Canvas has received Fannie Mae approval, which allows qualified domestic buyers to put down as little as 5 percent.
“Our target is the end-user and this is why we insisted on the Fannie Mae approval and are refusing any bulk buyers,” Gottesman told TRD.
The tower is aimed at the “affordable luxury,” segment of the market, with prices ranging from $300,000 to $550,000. Units will range from 620 square feet to 1,150 square feet, and average $483 per square foot, the developers said.

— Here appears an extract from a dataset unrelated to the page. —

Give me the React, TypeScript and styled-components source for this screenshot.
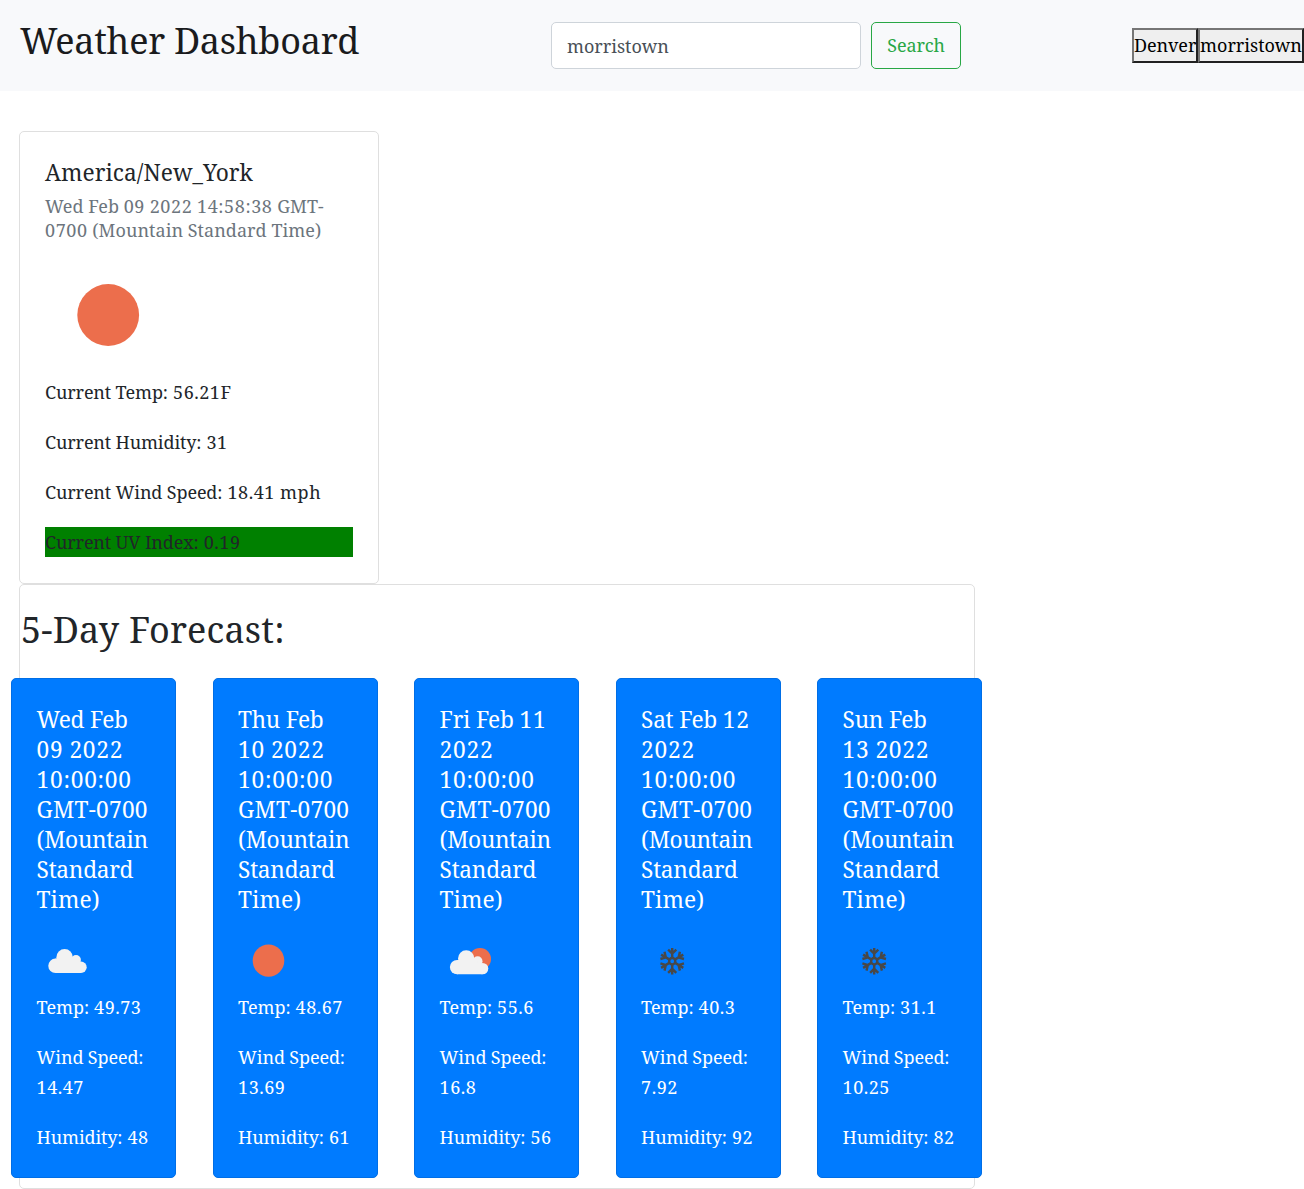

The building, which will include a restaurant by Kevin Aoki — son of Benihana founder Rocky Aoki — is targeting the 30-to-45 year-old sub-market, they said. Fortune International Realty is the exclusive sales and marketing firm for the project.
The tower was designed by CFE Architects. NR Investments paid $7.2 million for 1.1-acre site, which it acquired through an October 2013 bankruptcy auction. The company also paid $4.8 million in impact fees in 2014.
Canvas’ amenities will include sunrise and sunset pools, a fitness center, glass-enclosed racquetball court, spa and sauna treatment rooms, business center, and children’s playroom and lab.
NR Investments last year filed an offering plan with the New York State Attorney General, so that condo units can be legally marketed and sold there. The total listed sell out price for the project is $221 million, according to the documents filed in New York.
Canvas is one of three properties NR Investments owns in Miami’s Arts & Entertainment District, the former Omni area north of downtown. Shoshani and Gottesman developed the Filling Station Lofts, an 81-unit rental building at 657 North Miami Avenue. They also own a one-acre parcel between Northeast 14th and Northeast 15th Streets, on which they plan a mixed-use project including hotel, office and residential components.